Message received, and as I said, I stepped back, maybe too far back, but far enough to BREATHE. I WILL hit 6 months this coming week and I WILL celebrate it and return to a now-modified schedule, as I try to get my vehicle back on track.
Back to the subject. The psychiatrist thinks that if I hear voices (even though they are my own), I should be on medication. I told him to shove his medication. He was not pleased, but yielded to MY position. I am doing fine on my own and have a therapist to sort my issues out with (so the voices would go away), but it makes for interesting theater sexually.
I am enjoying exploring my own 50 shades of grey, and will determine if pain equals pleasure or punishment does or what. I also have an outlet for provocative Vanessa to go out and play, perhaps even get into trouble. I needed to be cautious with her behavior. Ariana, who is the hyper-conservative, old-school morality, sophisticated and sagacious one, makes for an intriguing character in the bedroom.

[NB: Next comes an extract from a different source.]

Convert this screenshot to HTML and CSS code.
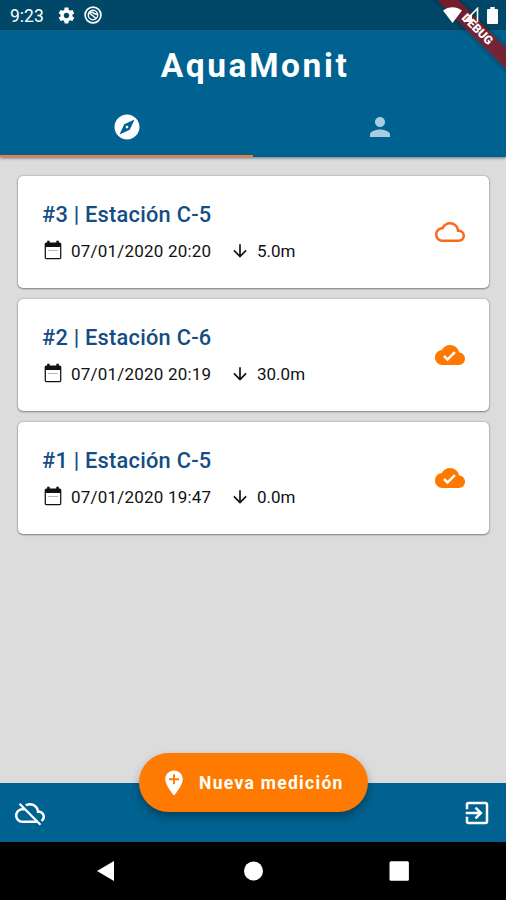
FILE: index.html
```
<!DOCTYPE html>
<html lang="es">
<head>
    <meta charset="UTF-8">
    <meta name="viewport" content="width=device-width, initial-scale=1.0">
    <title>AquaMonit</title>
    <link rel="stylesheet" href="styles.css">
</head>
<body>
    <!-- icons used more than once -->
    <svg class="sprite">
        <symbol id="calendar" viewBox="0 0 24 24"><path d="M20 3h-1V1h-3v2H8V1H5v2H4c-1.1 0-2 .9-2 2v16c0 1.1.9 2 2 2h16c1.1 0 2-.9 2-2V5c0-1.1-.9-2-2-2zm.5 18.500h-17V8.500h17z"/><path d="M6 12h12v1.200H6z" opacity=".3"/></symbol>
        <symbol id="arrow-down" viewBox="0 0 24 24"><path d="M20 12l-1.41-1.41L13 16.17V4h-2v12.17l-5.58-5.59L4 12l8 8 8-8z"/></symbol>
        <symbol id="cloud-done" viewBox="0 0 24 24"><path d="M19.35 10.04C18.67 6.59 15.64 4 12 4 9.11 4 6.6 5.64 5.35 8.04 2.34 8.36 0 10.91 0 14c0 3.31 2.69 6 6 6h13c2.76 0 5-2.24 5-5 0-2.64-2.05-4.78-4.65-4.96zM10 17l-3.5-3.5 1.41-1.41L10 14.17 15.18 9l1.41 1.41L10 17z"/></symbol>
    </svg>

    <div class="status-bar">
        <span class="clock">9:23</span>
        <svg class="gear-icon" viewBox="0 0 24 24"><path d="M19.43 12.98c.04-.32.07-.64.07-.98s-.03-.66-.07-.98l2.11-1.65c.19-.15.24-.42.12-.64l-2-3.46c-.12-.22-.39-.3-.61-.22l-2.49 1c-.52-.4-1.08-.73-1.69-.98l-.38-2.65C14.46 2.18 14.25 2 14 2h-4c-.25 0-.46.18-.49.42l-.38 2.65c-.61.25-1.17.59-1.69.98l-2.49-1c-.23-.09-.49 0-.61.22l-2 3.46c-.13.22-.07.49.12.64l2.11 1.65c-.04.32-.07.65-.07.98s.03.66.07.98l-2.11 1.65c-.19.15-.24.42-.12.64l2 3.46c.12.22.39.3.61.22l2.49-1c.52.4 1.08.73 1.69.98l.38 2.65c.03.24.24.42.49.42h4c.25 0 .46-.18.49-.42l.38-2.65c.61-.25 1.17-.59 1.69-.98l2.49 1c.23.09.49 0 .61-.22l2-3.46c.12-.22.07-.49-.12-.64l-2.11-1.65zM12 15.5c-1.93 0-3.5-1.57-3.5-3.5s1.57-3.5 3.5-3.5 3.5 1.57 3.5 3.5-1.57 3.5-3.5 3.5z"/></svg>
        <svg class="dnd-icon" viewBox="0 0 18 18">
            <circle cx="9" cy="9" r="7.9" fill="none" stroke="#fff" stroke-width="1.7"/>
            <circle cx="9" cy="9" r="4.7" fill="none" stroke="#fff" stroke-width="1.5"/>
            <path d="M5 6.5c2-.8 3.5-.6 4.5.5s2 1 3.5 1.200M5 6.500l7 6" fill="none" stroke="#fff" stroke-width="1.6"/>
        </svg>
        <div class="status-right">
            <svg class="wifi-icon" viewBox="0 0 19 16"><path d="M0 3.5C5.5-1 13.5-1 19 3.5L9.5 16z"/></svg>
            <svg class="signal-icon" viewBox="0 0 16 16"><path d="M1 15L14.5 1.5V15" fill="none" stroke="#fff" stroke-width="1.6"/><path d="M1 15L9 7v8z"/></svg>
            <svg class="battery-icon" viewBox="0 0 11 17"><path d="M3.3 0h4.4v2H10q1 0 1 1v13q0 1-1 1H1q-1 0-1-1V3q0-1 1-1h2.3z"/></svg>
        </div>
    </div>

    <div class="header">
        <h1 class="title">AquaMonit</h1>
        <div class="tabs">
            <div class="tab active">
                <svg class="icon" viewBox="0 0 24 24"><path d="M12 10.9c-.61 0-1.1.49-1.1 1.1s.49 1.1 1.1 1.1c.61 0 1.1-.49 1.1-1.1s-.49-1.1-1.1-1.1zM12 2C6.48 2 2 6.48 2 12s4.48 10 10 10 10-4.48 10-10S17.52 2 12 2zm2.19 12.19L6 18l3.81-8.19L18 6l-3.81 8.19z"/></svg>
            </div>
            <div class="tab">
                <svg class="icon" viewBox="0 0 24 24"><path d="M12 12c2.21 0 4-1.79 4-4s-1.79-4-4-4-4 1.79-4 4 1.79 4 4 4zm0 2c-2.67 0-8 1.34-8 4v2h16v-2c0-2.66-5.33-4-8-4z"/></svg>
            </div>
        </div>
    </div>

    <div class="list">
        <div class="card">
            <div class="card-text">
                <p class="station">#3 | Estación C-5</p>
                <div class="details">
                    <svg class="calendar-icon"><use href="#calendar"/></svg>
                    <span class="date">07/01/2020 20:20</span>
                    <svg class="arrow-icon"><use href="#arrow-down"/></svg>
                    <span class="depth">5.0m</span>
                </div>
            </div>
            <svg class="cloud-icon pending" viewBox="0 0 24 24"><path d="M19.35 10.04C18.67 6.59 15.64 4 12 4 9.11 4 6.6 5.64 5.35 8.04 2.34 8.36 0 10.91 0 14c0 3.31 2.69 6 6 6h13c2.76 0 5-2.24 5-5 0-2.64-2.05-4.78-4.65-4.96zM19 18H6c-2.21 0-4-1.79-4-4s1.79-4 4-4h.71C7.37 7.69 9.48 6 12 6c3.04 0 5.5 2.46 5.5 5.5v.5H19c1.66 0 3 1.34 3 3s-1.34 3-3 3z"/></svg>
        </div>

        <div class="card">
            <div class="card-text">
                <p class="station">#2 | Estación C-6</p>
                <div class="details">
                    <svg class="calendar-icon"><use href="#calendar"/></svg>
                    <span class="date">07/01/2020 20:19</span>
                    <svg class="arrow-icon"><use href="#arrow-down"/></svg>
                    <span class="depth">30.0m</span>
                </div>
            </div>
            <svg class="cloud-icon"><use href="#cloud-done"/></svg>
        </div>

        <div class="card">
            <div class="card-text">
                <p class="station">#1 | Estación C-5</p>
                <div class="details">
                    <svg class="calendar-icon"><use href="#calendar"/></svg>
                    <span class="date">07/01/2020 19:47</span>
                    <svg class="arrow-icon"><use href="#arrow-down"/></svg>
                    <span class="depth">0.0m</span>
                </div>
            </div>
            <svg class="cloud-icon"><use href="#cloud-done"/></svg>
        </div>
    </div>

    <div class="bottom-bar">
        <svg class="icon" viewBox="0 0 24 24"><path d="M19.35 10.04C18.67 6.59 15.64 4 12 4c-1.48 0-2.85.43-4.01 1.17l1.46 1.46C10.21 6.23 11.08 6 12 6c3.04 0 5.5 2.46 5.5 5.5v.5H19c1.66 0 3 1.34 3 3 0 1.13-.64 2.11-1.56 2.62l1.45 1.45C23.16 18.16 24 16.68 24 15c0-2.64-2.05-4.78-4.65-4.96zM3 5.27l2.75 2.74C2.56 8.15 0 10.77 0 14c0 3.31 2.69 6 6 6h11.73l2 2L21 20.73 4.27 4 3 5.27zM7.73 10l8 8H6c-2.21 0-4-1.79-4-4s1.79-4 4-4h1.73z"/></svg>
        <button class="new-button">
            <svg class="icon" viewBox="0 0 24 24"><path d="M12 2C8.14 2 5 5.14 5 9c0 5.25 7 13 7 13s7-7.75 7-13c0-3.86-3.14-7-7-7zm4 7.75h-3.25V13h-1.5V9.75H8v-1.5h3.25V5h1.5v3.25H16z"/></svg>
            <span>Nueva medición</span>
        </button>
        <svg class="icon" viewBox="0 0 24 24"><path d="M10.09 15.59L11.5 17l5-5-5-5-1.41 1.41L12.67 11H3v2h9.67l-2.58 2.59zM19 3H5c-1.11 0-2 .9-2 2v4h2V5h14v14H5v-4H3v4c0 1.1.89 2 2 2h14c1.1 0 2-.9 2-2V5c0-1.1-.9-2-2-2z"/></svg>
    </div>

    <div class="nav-bar">
        <svg class="nav-icon" viewBox="0 0 22 22"><path d="M19 1v20L2 11z"/></svg>
        <svg class="nav-icon" viewBox="0 0 22 22"><circle cx="11.5" cy="11" r="9.5"/></svg>
        <svg class="nav-icon" viewBox="0 0 22 22"><rect x="1.500" y="1.3" width="19.4" height="19.4" rx="1.5"/></svg>
    </div>

    <div class="debug-banner">DEBUG</div>
</body>
</html>
```
FILE: styles.css
```
* {
    box-sizing: border-box;
}
body {
    margin: 0;
    width: 506px;
    height: 900px;
    position: relative;
    overflow: hidden;
    display: flex;
    flex-direction: column;
    background-color: #dcdcdc;
    font-family: Roboto, sans-serif;
}
svg {
    display: block;
    flex-shrink: 0;
    fill: currentColor;
}
.sprite {
    position: absolute;
    width: 0;
    height: 0;
}
.icon {
    width: 30px;
    height: 30px;
}

/* top */
.status-bar {
    height: 30px;
    padding: 2px 8px 0 10px;
    display: flex;
    align-items: center;
    background-color: #004768;
    color: white;
}
.clock {
    width: 47px;
    font-size: 17.5px;
}
.gear-icon {
    width: 19px;
    height: 19px;
    margin-top: -2px;
}
.dnd-icon {
    width: 18px;
    height: 18px;
    margin: -2px 0 0 8px;
}
/* system icons stay above the ribbon */
.status-right {
    position: relative;
    z-index: 2;
    margin: -2px 0 0 auto;
    display: flex;
    align-items: center;
}
.wifi-icon {
    width: 19px;
    height: 16px;
}
.signal-icon {
    width: 16px;
    height: 16px;
    margin-left: 1px;
}
.battery-icon {
    width: 11px;
    height: 17px;
    margin: 1px 0 0 8px;
}
.header {
    height: 127px;
    display: flex;
    flex-direction: column;
    background-color: #006290;
    box-shadow: 0 1px 3px rgba(0, 0, 0, 0.5);
}
.title {
    margin: 0;
    height: 68px;
    padding-left: 4px;
    line-height: 71px;
    text-align: center;
    font-size: 33.5px;
    font-weight: bold;
    letter-spacing: 2.6px;
    color: white;
}
.tabs {
    flex: 1;
    display: flex;
}
.tab {
    flex: 1;
    padding-top: 14px;
    display: flex;
    justify-content: center;
    color: #a9cde0;
}
.tab.active {
    color: white;
    border-bottom: 2px solid #ee7d3c;
}

/* measurements */
.list {
    flex: 1;
    padding: 19px 17px 0 18px;
    display: flex;
    flex-direction: column;
    gap: 11px;
}
.card {
    height: 112px;
    padding: 0 24px 0 25px;
    display: flex;
    justify-content: space-between;
    align-items: center;
    background-color: white;
    border-radius: 5px;
    box-shadow: 0 1px 2px rgba(0, 0, 0, 0.35), 0 0 2px rgba(0, 0, 0, 0.35);
}
.station {
    margin: 1px 0 0 -1px;
    line-height: 26px;
    font-size: 21.8px;
    font-weight: 500;
    letter-spacing: 0.25px;
    color: #134d83;
}
.details {
    margin-top: 11px;
    display: flex;
    align-items: center;
    line-height: 24px;
    font-size: 17px;
    color: #111;
}
.calendar-icon {
    width: 20px;
    height: 20px;
    margin-top: -2px;
}
.date {
    width: 159px;
    margin-left: 8px;
    letter-spacing: 0.2px;
}
.arrow-icon {
    width: 20px;
    height: 20px;
    margin-top: -1px;
}
.depth {
    margin-left: 7px;
}
.cloud-icon {
    width: 30px;
    height: 30px;
    color: #ff7800;
}
.cloud-icon.pending {
    color: #fb6a1c;
}

/* bottom */
.bottom-bar {
    position: relative;
    height: 59px;
    padding: 0 14px 0 15px;
    display: flex;
    justify-content: space-between;
    align-items: center;
    background-color: #006290;
    color: white;
}
/* sits half over the list */
.new-button {
    position: absolute;
    top: -30px;
    left: 139px;
    width: 229px;
    height: 59px;
    padding: 0 0 0 20px;
    display: flex;
    align-items: center;
    gap: 10px;
    border: none;
    border-radius: 30px;
    background-color: #ff7a00;
    box-shadow: 0 5px 10px rgba(0, 0, 0, 0.3);
    color: white;
    font-family: inherit;
    font-size: 17.5px;
    font-weight: bold;
    letter-spacing: 1.3px;
    white-space: nowrap;
}
.nav-bar {
    height: 58px;
    padding: 0 96px 0 95px;
    display: flex;
    justify-content: space-between;
    align-items: center;
    background-color: black;
    color: white;
}
.nav-icon {
    width: 22px;
    height: 22px;
}

/* corner ribbon */
.debug-banner {
    position: absolute;
    z-index: 1;
    top: 22px;
    left: 417px;
    width: 120px;
    height: 15px;
    line-height: 15px;
    text-align: center;
    transform: rotate(45deg);
    background-color: rgba(160, 14, 20, 0.72);
    box-shadow: 0 0 6px rgba(0, 0, 0, 0.4);
    color: white;
    font-size: 12px;
    font-weight: 900;
}
```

I am fueling my sexual freedom in a safe environment. I know there will be a cost or consequences for my actions, however, I am accountable and unafraid to push this at this time. If I am ever to be truly free of the past, now is the time for me to let it all go and discover another piece to the puzzle; another shard of glass which will reflect if there is harm to be healed or just an unknown avenue of investigation and analysis.
Now. I know the best way to start is to allow Vanessa to take over and probe; as I know that Ariana has done the reconnaissance work. They put Tristesse in the time out corner for awhile.
First dinner, then TV, then sex. How typical. BUT…there is a NEW guy in town; he makes this game more interesting.
I will share the results with you later if you want to know. I am putting the grief work aside long enough to enjoy something.